When it comes to giving titles, he named some of his films in the connotation of surrealism ; 〈Woman Is The Future Of Man〉 from a poetic phrase of a surrealism poet, Louis Aragon, and 〈Virgin Stripped Bare By Her Bachelors〉 from 〈The Bride Stripped Bare By Her Bachelors〉 by Marchel Duchamp.

Collage can be achieved by the arrays of foreign images such as “the accidental encounter with an umbrella and a sewing machine on the dissecting table.” The scene of eating cake at the house of mourning from 〈The Day A Pig Fell Into The Well〉 is a typical scene of collage. The scenes of dreams are a cinematic alteration of surrealists’ automatic writing in which the instincts comes ahead of the refinement. In Hong Sang-soo’s films, dreams appear either in a scene to show resentment or as a separate text to make an outcome from the distortion and substitution of suppressed things. An example of the former explanation is a dream of satisfying resentments in 〈Woman Is The Future Of Man〉, and the latter one shows in Bo-kyung's dream in 〈The Day A Pig Fell Into The Well〉.

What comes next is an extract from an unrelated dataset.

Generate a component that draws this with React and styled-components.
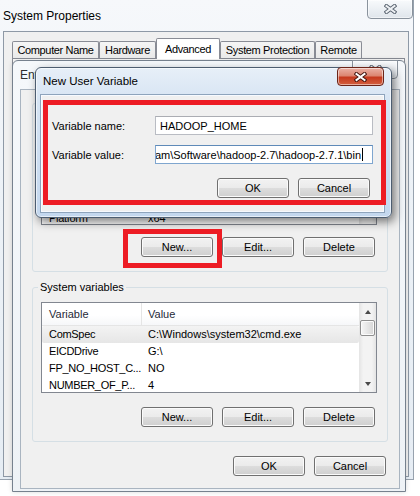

The scenes of dreams coincide the purpose of expanding the spectrum of cinematic expressions and setting a caged spirit free by actively embracing the dream world of surrealism. Hong Sang-soo's texts break into two sectors of revealing desires and distorting suppressed desires. The former sector is directly connected to texts and the latter one gets independent as a separate text to form 'mise-en abyme of a film in a film' and, at the same time, ‘is concluded as double images’ as well. Both mise-en abyme and collage are added up to become a dual image with multiple meanings.

Hong Sang-soo's originality relies partially on descriptive alterations and aesthetic achievements through the sequence of dreams.